Drop the images; return everything else in the listing below exactly.

# START OF MATERIAL PROVIDED

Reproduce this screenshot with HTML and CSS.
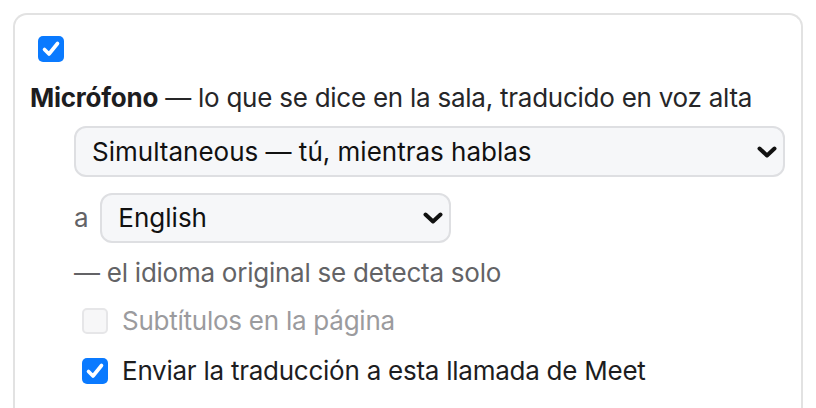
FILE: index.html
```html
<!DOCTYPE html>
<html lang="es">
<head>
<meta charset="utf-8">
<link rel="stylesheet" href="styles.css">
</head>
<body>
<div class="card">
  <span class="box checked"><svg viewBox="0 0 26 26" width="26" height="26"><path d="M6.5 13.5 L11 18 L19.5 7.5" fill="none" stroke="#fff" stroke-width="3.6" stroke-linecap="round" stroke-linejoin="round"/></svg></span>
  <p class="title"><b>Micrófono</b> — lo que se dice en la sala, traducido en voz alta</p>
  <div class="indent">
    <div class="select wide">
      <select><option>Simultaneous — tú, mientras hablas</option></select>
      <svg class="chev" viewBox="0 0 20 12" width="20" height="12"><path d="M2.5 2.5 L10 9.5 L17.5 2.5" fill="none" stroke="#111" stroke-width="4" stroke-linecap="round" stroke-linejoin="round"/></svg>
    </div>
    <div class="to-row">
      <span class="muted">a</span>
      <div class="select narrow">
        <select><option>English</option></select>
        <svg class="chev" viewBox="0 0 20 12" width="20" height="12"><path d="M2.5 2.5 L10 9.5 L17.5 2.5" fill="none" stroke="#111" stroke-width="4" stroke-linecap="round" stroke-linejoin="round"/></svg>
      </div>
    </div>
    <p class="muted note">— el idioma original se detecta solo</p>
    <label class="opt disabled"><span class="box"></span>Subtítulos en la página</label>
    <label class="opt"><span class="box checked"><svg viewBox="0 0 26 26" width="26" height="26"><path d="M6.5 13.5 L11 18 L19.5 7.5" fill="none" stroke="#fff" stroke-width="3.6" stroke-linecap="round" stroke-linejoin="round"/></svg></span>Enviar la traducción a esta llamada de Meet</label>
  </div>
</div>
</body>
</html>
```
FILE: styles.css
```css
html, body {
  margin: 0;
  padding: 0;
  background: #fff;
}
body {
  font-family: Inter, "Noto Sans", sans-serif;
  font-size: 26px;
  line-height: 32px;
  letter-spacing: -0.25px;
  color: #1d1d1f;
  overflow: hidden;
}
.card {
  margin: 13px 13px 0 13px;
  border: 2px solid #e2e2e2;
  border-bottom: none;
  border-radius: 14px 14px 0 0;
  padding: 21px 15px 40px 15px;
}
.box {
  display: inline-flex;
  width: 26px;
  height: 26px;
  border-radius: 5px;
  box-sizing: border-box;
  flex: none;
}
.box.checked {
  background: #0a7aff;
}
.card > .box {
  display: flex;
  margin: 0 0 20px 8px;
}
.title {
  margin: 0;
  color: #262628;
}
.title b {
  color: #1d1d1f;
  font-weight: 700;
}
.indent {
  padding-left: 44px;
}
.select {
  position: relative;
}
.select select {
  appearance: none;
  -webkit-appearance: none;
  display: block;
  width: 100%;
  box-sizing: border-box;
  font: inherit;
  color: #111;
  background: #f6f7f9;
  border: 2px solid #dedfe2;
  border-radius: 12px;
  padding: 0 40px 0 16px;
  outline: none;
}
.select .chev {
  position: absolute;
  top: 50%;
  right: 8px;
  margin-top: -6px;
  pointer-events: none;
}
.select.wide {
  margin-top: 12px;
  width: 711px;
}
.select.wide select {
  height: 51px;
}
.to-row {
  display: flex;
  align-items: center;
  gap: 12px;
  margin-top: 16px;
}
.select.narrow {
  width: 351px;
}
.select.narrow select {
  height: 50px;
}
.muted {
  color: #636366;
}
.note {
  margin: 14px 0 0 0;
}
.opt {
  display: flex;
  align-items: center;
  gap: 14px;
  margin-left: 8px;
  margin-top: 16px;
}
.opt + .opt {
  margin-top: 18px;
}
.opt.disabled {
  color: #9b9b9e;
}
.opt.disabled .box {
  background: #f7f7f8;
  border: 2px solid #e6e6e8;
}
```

# END OF MATERIAL PROVIDED

**RESPONSE TO THIS TASK:**
Reproduce this screenshot with HTML and CSS.
FILE: index.html
```html
<!DOCTYPE html>
<html lang="es">
<head>
<meta charset="utf-8">
<link rel="stylesheet" href="styles.css">
</head>
<body>
<div class="card">
  <span class="box checked"><svg viewBox="0 0 26 26" width="26" height="26"><path d="M6.5 13.5 L11 18 L19.5 7.5" fill="none" stroke="#fff" stroke-width="3.6" stroke-linecap="round" stroke-linejoin="round"/></svg></span>
  <p class="title"><b>Micrófono</b> — lo que se dice en la sala, traducido en voz alta</p>
  <div class="indent">
    <div class="select wide">
      <select><option>Simultaneous — tú, mientras hablas</option></select>
      <svg class="chev" viewBox="0 0 20 12" width="20" height="12"><path d="M2.5 2.5 L10 9.5 L17.5 2.5" fill="none" stroke="#111" stroke-width="4" stroke-linecap="round" stroke-linejoin="round"/></svg>
    </div>
    <div class="to-row">
      <span class="muted">a</span>
      <div class="select narrow">
        <select><option>English</option></select>
        <svg class="chev" viewBox="0 0 20 12" width="20" height="12"><path d="M2.5 2.5 L10 9.5 L17.5 2.5" fill="none" stroke="#111" stroke-width="4" stroke-linecap="round" stroke-linejoin="round"/></svg>
      </div>
    </div>
    <p class="muted note">— el idioma original se detecta solo</p>
    <label class="opt disabled"><span class="box"></span>Subtítulos en la página</label>
    <label class="opt"><span class="box checked"><svg viewBox="0 0 26 26" width="26" height="26"><path d="M6.5 13.5 L11 18 L19.5 7.5" fill="none" stroke="#fff" stroke-width="3.6" stroke-linecap="round" stroke-linejoin="round"/></svg></span>Enviar la traducción a esta llamada de Meet</label>
  </div>
</div>
</body>
</html>
```
FILE: styles.css
```css
html, body {
  margin: 0;
  padding: 0;
  background: #fff;
}
body {
  font-family: Inter, "Noto Sans", sans-serif;
  font-size: 26px;
  line-height: 32px;
  letter-spacing: -0.25px;
  color: #1d1d1f;
  overflow: hidden;
}
.card {
  margin: 13px 13px 0 13px;
  border: 2px solid #e2e2e2;
  border-bottom: none;
  border-radius: 14px 14px 0 0;
  padding: 21px 15px 40px 15px;
}
.box {
  display: inline-flex;
  width: 26px;
  height: 26px;
  border-radius: 5px;
  box-sizing: border-box;
  flex: none;
}
.box.checked {
  background: #0a7aff;
}
.card > .box {
  display: flex;
  margin: 0 0 20px 8px;
}
.title {
  margin: 0;
  color: #262628;
}
.title b {
  color: #1d1d1f;
  font-weight: 700;
}
.indent {
  padding-left: 44px;
}
.select {
  position: relative;
}
.select select {
  appearance: none;
  -webkit-appearance: none;
  display: block;
  width: 100%;
  box-sizing: border-box;
  font: inherit;
  color: #111;
  background: #f6f7f9;
  border: 2px solid #dedfe2;
  border-radius: 12px;
  padding: 0 40px 0 16px;
  outline: none;
}
.select .chev {
  position: absolute;
  top: 50%;
  right: 8px;
  margin-top: -6px;
  pointer-events: none;
}
.select.wide {
  margin-top: 12px;
  width: 711px;
}
.select.wide select {
  height: 51px;
}
.to-row {
  display: flex;
  align-items: center;
  gap: 12px;
  margin-top: 16px;
}
.select.narrow {
  width: 351px;
}
.select.narrow select {
  height: 50px;
}
.muted {
  color: #636366;
}
.note {
  margin: 14px 0 0 0;
}
.opt {
  display: flex;
  align-items: center;
  gap: 14px;
  margin-left: 8px;
  margin-top: 16px;
}
.opt + .opt {
  margin-top: 18px;
}
.opt.disabled {
  color: #9b9b9e;
}
.opt.disabled .box {
  background: #f7f7f8;
  border: 2px solid #e6e6e8;
}
```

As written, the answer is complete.